Begin
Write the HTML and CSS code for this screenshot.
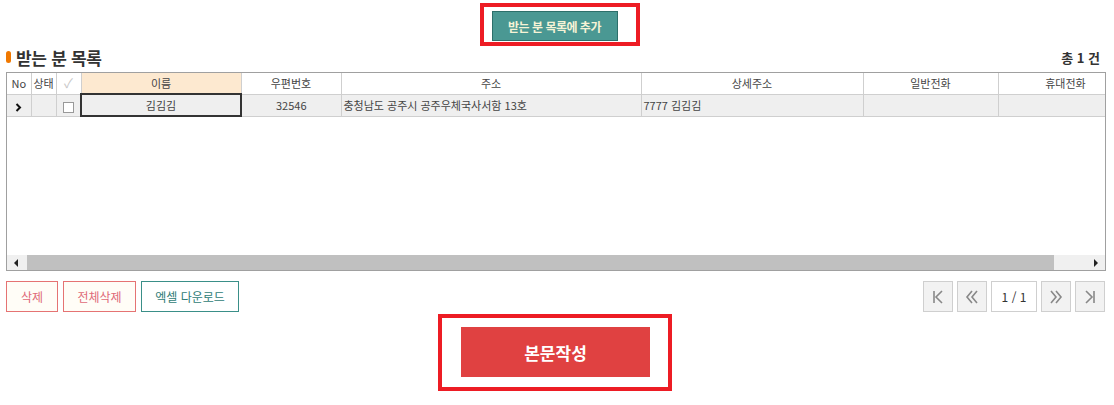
FILE: index.html
```html
<!DOCTYPE html>
<html lang="ko">
<head>
  <meta charset="UTF-8">
  <title>받는 분 목록</title>
  <link rel="stylesheet" href="styles.css">
</head>
<body>
  <div class="page">
    <div class="top-action">
      <div class="mark-box">
        <button type="button" class="btn-teal">받는 분 목록에 추가</button>
      </div>
    </div>

    <div class="title-row">
      <h2><span class="dot"></span>받는 분 목록</h2>
      <span class="total">총 1 건</span>
    </div>

    <div class="grid">
      <div class="grid-view">
        <table class="grid-table">
          <thead>
            <tr>
              <th class="c-no">No</th>
              <th class="c-st">상태</th>
              <th class="c-chk chk-head">&#10003;</th>
              <th class="c-name hl">이름</th>
              <th class="c-zip">우편번호</th>
              <th class="c-addr">주소</th>
              <th class="c-detail">상세주소</th>
              <th class="c-tel">일반전화</th>
              <th class="c-tel">휴대전화</th>
            </tr>
          </thead>
          <tbody>
            <tr class="sel">
              <td class="row-ind"><svg width="7" height="9" viewBox="0 0 7 9"><path d="M1.5 1l3.5 3.5-3.5 3.5" fill="none" stroke="#111" stroke-width="2"/></svg></td>
              <td></td>
              <td><span class="chk"></span></td>
              <td class="cur">김김김</td>
              <td>32546</td>
              <td class="left">충청남도 공주시 공주우체국사서함 13호</td>
              <td class="left">7777 김김김</td>
              <td></td>
              <td></td>
            </tr>
          </tbody>
        </table>
      </div>
      <div class="hscroll">
        <span class="arrow arrow-l"></span>
        <div class="track"><div class="thumb"></div></div>
        <span class="arrow arrow-r"></span>
      </div>
    </div>

    <div class="bottom-row">
      <div class="left-btns">
        <button type="button" class="btn-line red w-del">삭제</button>
        <button type="button" class="btn-line red w-all">전체삭제</button>
        <button type="button" class="btn-line teal">엑셀 다운로드</button>
      </div>
      <div class="pager">
        <button type="button" class="pg">
          <svg width="12" height="14" viewBox="0 0 12 14"><path d="M2 1v12M10 1L4 7l6 6" fill="none" stroke="#888" stroke-width="1.6"/></svg>
        </button>
        <button type="button" class="pg">
          <svg width="14" height="14" viewBox="0 0 14 14"><path d="M7 1L2 7l5 6M12 1L7 7l5 6" fill="none" stroke="#888" stroke-width="1.6"/></svg>
        </button>
        <span class="pg-num">1 / 1</span>
        <button type="button" class="pg">
          <svg width="14" height="14" viewBox="0 0 14 14"><path d="M2 1l5 6-5 6M7 1l5 6-5 6" fill="none" stroke="#888" stroke-width="1.6"/></svg>
        </button>
        <button type="button" class="pg">
          <svg width="12" height="14" viewBox="0 0 12 14"><path d="M2 1l6 6-6 6M10 1v12" fill="none" stroke="#888" stroke-width="1.6"/></svg>
        </button>
      </div>
    </div>

    <div class="main-action">
      <div class="mark-box big">
        <button type="button" class="btn-red">본문작성</button>
      </div>
    </div>
  </div>
</body>
</html>
```

FILE: styles.css
```css
body { margin: 0; background: #fff; font-family: "Noto Sans CJK KR", "Noto Sans", sans-serif; color: #333; }
.page { padding: 3px 8px 0 6px; }
button { font-family: inherit; cursor: pointer; }

.top-action { display: flex; justify-content: center; margin-left: 7px; }
.mark-box { border: 4px solid #ed1c24; padding: 4px 18px 1px 8px; }
.btn-teal { width: 126px; height: 30px; background: #4a9893; border: 1px solid #2c6f6a; color: #f6f3d6; font-size: 12px; font-weight: bold; letter-spacing: -0.5px; padding: 0; }

.title-row { display: flex; justify-content: space-between; align-items: center; height: 20px; margin: 1px 0 5px; }
.title-row h2 { margin: 0; font-size: 17px; font-weight: bold; color: #333; display: flex; align-items: center; gap: 5px; letter-spacing: -0.3px; }
.dot { width: 5px; height: 12px; border-radius: 3px; background: #f07800; }
.total { font-size: 13px; font-weight: bold; color: #333; margin-right: 6px; }

.grid { border: 1px solid #a0a0a0; width: 1098px; }
.grid-view { height: 182px; overflow: hidden; }
.grid-table { table-layout: fixed; border-collapse: collapse; width: 1126px; font-size: 11px; color: #444; }
.grid-table th, .grid-table td { height: 21px; line-height: 20px; padding: 0 2px; border-right: 1px solid #cfcfcf; border-bottom: 1px solid #cfcfcf; text-align: center; white-space: nowrap; overflow: hidden; font-weight: normal; box-sizing: border-box; }
.c-no { width: 24px; }
.c-st { width: 25px; }
.c-chk { width: 25px; }
.c-name { width: 160px; }
.c-zip { width: 100px; }
.c-addr { width: 300px; }
.c-detail { width: 222px; }
.c-tel { width: 135px; }
.grid-table th { background: #fff; }
.grid-table th.hl { background: #fde9d0; }
.grid-table th.chk-head { color: #c8c8c8; font-size: 13px; }
.grid-table tr.sel td { background: #efefef; }
.grid-table td.row-ind { background: #dcdcdc; }
.row-ind svg { vertical-align: middle; }
.grid-table td.cur { border: 2px solid #333; }
.grid-table td.left { text-align: left; }
.chk { display: inline-block; width: 9px; height: 9px; border: 1px solid #999; background: #fff; vertical-align: middle; }

.hscroll { display: flex; align-items: center; height: 15px; background: #f0f0f0; }
.arrow { width: 18px; height: 15px; display: flex; align-items: center; justify-content: center; }
.arrow-l::before { content: ""; border-right: 4px solid #222; border-top: 4px solid transparent; border-bottom: 4px solid transparent; }
.arrow-r::before { content: ""; border-left: 4px solid #222; border-top: 4px solid transparent; border-bottom: 4px solid transparent; }
.track { flex: 1; height: 15px; }
.thumb { width: 1027px; height: 15px; background: #c0c0c0; margin-left: 2px; }

.bottom-row { display: flex; justify-content: space-between; margin-top: 10px; }
.left-btns { display: flex; gap: 5px; }
.btn-line { height: 31px; padding: 0; font-size: 12px; background: #fffdf7; box-sizing: border-box; }
.btn-line.red { border: 1px solid #e57373; color: #e06a78; }
.w-del { width: 52px; }
.w-all { width: 73px; }
.btn-line.teal { width: 98px; border: 1px solid #3a8f88; color: #2f7c76; background: #fff; }
.pager { display: flex; gap: 4px; margin-right: 1px; }
.pg { width: 30px; height: 31px; border: 1px solid #cfcfcf; background: #f2f2f2; padding: 0; display: flex; align-items: center; justify-content: center; box-sizing: border-box; }
.pg-num { width: 44px; height: 29px; border: 1px solid #cfcfcf; background: #fff; font-size: 12px; color: #333; display: flex; align-items: center; justify-content: center; }

.main-action { display: flex; justify-content: center; margin-top: 2px; }
.mark-box.big { padding: 9px 18px 10px 19px; margin-left: -2px; }
.btn-red { width: 189px; height: 50px; background: #e04141; border: none; color: #fff; font-size: 17px; font-weight: bold; padding: 0; }
```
End
> **EXERCISE PROMPT**
Reproduce the whole listing above word for word, but not its pictures.

> **COMPLETE RESPONSE**
Write the HTML and CSS code for this screenshot.
FILE: index.html
```html
<!DOCTYPE html>
<html lang="ko">
<head>
  <meta charset="UTF-8">
  <title>받는 분 목록</title>
  <link rel="stylesheet" href="styles.css">
</head>
<body>
  <div class="page">
    <div class="top-action">
      <div class="mark-box">
        <button type="button" class="btn-teal">받는 분 목록에 추가</button>
      </div>
    </div>

    <div class="title-row">
      <h2><span class="dot"></span>받는 분 목록</h2>
      <span class="total">총 1 건</span>
    </div>

    <div class="grid">
      <div class="grid-view">
        <table class="grid-table">
          <thead>
            <tr>
              <th class="c-no">No</th>
              <th class="c-st">상태</th>
              <th class="c-chk chk-head">&#10003;</th>
              <th class="c-name hl">이름</th>
              <th class="c-zip">우편번호</th>
              <th class="c-addr">주소</th>
              <th class="c-detail">상세주소</th>
              <th class="c-tel">일반전화</th>
              <th class="c-tel">휴대전화</th>
            </tr>
          </thead>
          <tbody>
            <tr class="sel">
              <td class="row-ind"><svg width="7" height="9" viewBox="0 0 7 9"><path d="M1.5 1l3.5 3.5-3.5 3.5" fill="none" stroke="#111" stroke-width="2"/></svg></td>
              <td></td>
              <td><span class="chk"></span></td>
              <td class="cur">김김김</td>
              <td>32546</td>
              <td class="left">충청남도 공주시 공주우체국사서함 13호</td>
              <td class="left">7777 김김김</td>
              <td></td>
              <td></td>
            </tr>
          </tbody>
        </table>
      </div>
      <div class="hscroll">
        <span class="arrow arrow-l"></span>
        <div class="track"><div class="thumb"></div></div>
        <span class="arrow arrow-r"></span>
      </div>
    </div>

    <div class="bottom-row">
      <div class="left-btns">
        <button type="button" class="btn-line red w-del">삭제</button>
        <button type="button" class="btn-line red w-all">전체삭제</button>
        <button type="button" class="btn-line teal">엑셀 다운로드</button>
      </div>
      <div class="pager">
        <button type="button" class="pg">
          <svg width="12" height="14" viewBox="0 0 12 14"><path d="M2 1v12M10 1L4 7l6 6" fill="none" stroke="#888" stroke-width="1.6"/></svg>
        </button>
        <button type="button" class="pg">
          <svg width="14" height="14" viewBox="0 0 14 14"><path d="M7 1L2 7l5 6M12 1L7 7l5 6" fill="none" stroke="#888" stroke-width="1.6"/></svg>
        </button>
        <span class="pg-num">1 / 1</span>
        <button type="button" class="pg">
          <svg width="14" height="14" viewBox="0 0 14 14"><path d="M2 1l5 6-5 6M7 1l5 6-5 6" fill="none" stroke="#888" stroke-width="1.6"/></svg>
        </button>
        <button type="button" class="pg">
          <svg width="12" height="14" viewBox="0 0 12 14"><path d="M2 1l6 6-6 6M10 1v12" fill="none" stroke="#888" stroke-width="1.6"/></svg>
        </button>
      </div>
    </div>

    <div class="main-action">
      <div class="mark-box big">
        <button type="button" class="btn-red">본문작성</button>
      </div>
    </div>
  </div>
</body>
</html>
```

FILE: styles.css
```css
body { margin: 0; background: #fff; font-family: "Noto Sans CJK KR", "Noto Sans", sans-serif; color: #333; }
.page { padding: 3px 8px 0 6px; }
button { font-family: inherit; cursor: pointer; }

.top-action { display: flex; justify-content: center; margin-left: 7px; }
.mark-box { border: 4px solid #ed1c24; padding: 4px 18px 1px 8px; }
.btn-teal { width: 126px; height: 30px; background: #4a9893; border: 1px solid #2c6f6a; color: #f6f3d6; font-size: 12px; font-weight: bold; letter-spacing: -0.5px; padding: 0; }

.title-row { display: flex; justify-content: space-between; align-items: center; height: 20px; margin: 1px 0 5px; }
.title-row h2 { margin: 0; font-size: 17px; font-weight: bold; color: #333; display: flex; align-items: center; gap: 5px; letter-spacing: -0.3px; }
.dot { width: 5px; height: 12px; border-radius: 3px; background: #f07800; }
.total { font-size: 13px; font-weight: bold; color: #333; margin-right: 6px; }

.grid { border: 1px solid #a0a0a0; width: 1098px; }
.grid-view { height: 182px; overflow: hidden; }
.grid-table { table-layout: fixed; border-collapse: collapse; width: 1126px; font-size: 11px; color: #444; }
.grid-table th, .grid-table td { height: 21px; line-height: 20px; padding: 0 2px; border-right: 1px solid #cfcfcf; border-bottom: 1px solid #cfcfcf; text-align: center; white-space: nowrap; overflow: hidden; font-weight: normal; box-sizing: border-box; }
.c-no { width: 24px; }
.c-st { width: 25px; }
.c-chk { width: 25px; }
.c-name { width: 160px; }
.c-zip { width: 100px; }
.c-addr { width: 300px; }
.c-detail { width: 222px; }
.c-tel { width: 135px; }
.grid-table th { background: #fff; }
.grid-table th.hl { background: #fde9d0; }
.grid-table th.chk-head { color: #c8c8c8; font-size: 13px; }
.grid-table tr.sel td { background: #efefef; }
.grid-table td.row-ind { background: #dcdcdc; }
.row-ind svg { vertical-align: middle; }
.grid-table td.cur { border: 2px solid #333; }
.grid-table td.left { text-align: left; }
.chk { display: inline-block; width: 9px; height: 9px; border: 1px solid #999; background: #fff; vertical-align: middle; }

.hscroll { display: flex; align-items: center; height: 15px; background: #f0f0f0; }
.arrow { width: 18px; height: 15px; display: flex; align-items: center; justify-content: center; }
.arrow-l::before { content: ""; border-right: 4px solid #222; border-top: 4px solid transparent; border-bottom: 4px solid transparent; }
.arrow-r::before { content: ""; border-left: 4px solid #222; border-top: 4px solid transparent; border-bottom: 4px solid transparent; }
.track { flex: 1; height: 15px; }
.thumb { width: 1027px; height: 15px; background: #c0c0c0; margin-left: 2px; }

.bottom-row { display: flex; justify-content: space-between; margin-top: 10px; }
.left-btns { display: flex; gap: 5px; }
.btn-line { height: 31px; padding: 0; font-size: 12px; background: #fffdf7; box-sizing: border-box; }
.btn-line.red { border: 1px solid #e57373; color: #e06a78; }
.w-del { width: 52px; }
.w-all { width: 73px; }
.btn-line.teal { width: 98px; border: 1px solid #3a8f88; color: #2f7c76; background: #fff; }
.pager { display: flex; gap: 4px; margin-right: 1px; }
.pg { width: 30px; height: 31px; border: 1px solid #cfcfcf; background: #f2f2f2; padding: 0; display: flex; align-items: center; justify-content: center; box-sizing: border-box; }
.pg-num { width: 44px; height: 29px; border: 1px solid #cfcfcf; background: #fff; font-size: 12px; color: #333; display: flex; align-items: center; justify-content: center; }

.main-action { display: flex; justify-content: center; margin-top: 2px; }
.mark-box.big { padding: 9px 18px 10px 19px; margin-left: -2px; }
.btn-red { width: 189px; height: 50px; background: #e04141; border: none; color: #fff; font-size: 17px; font-weight: bold; padding: 0; }
```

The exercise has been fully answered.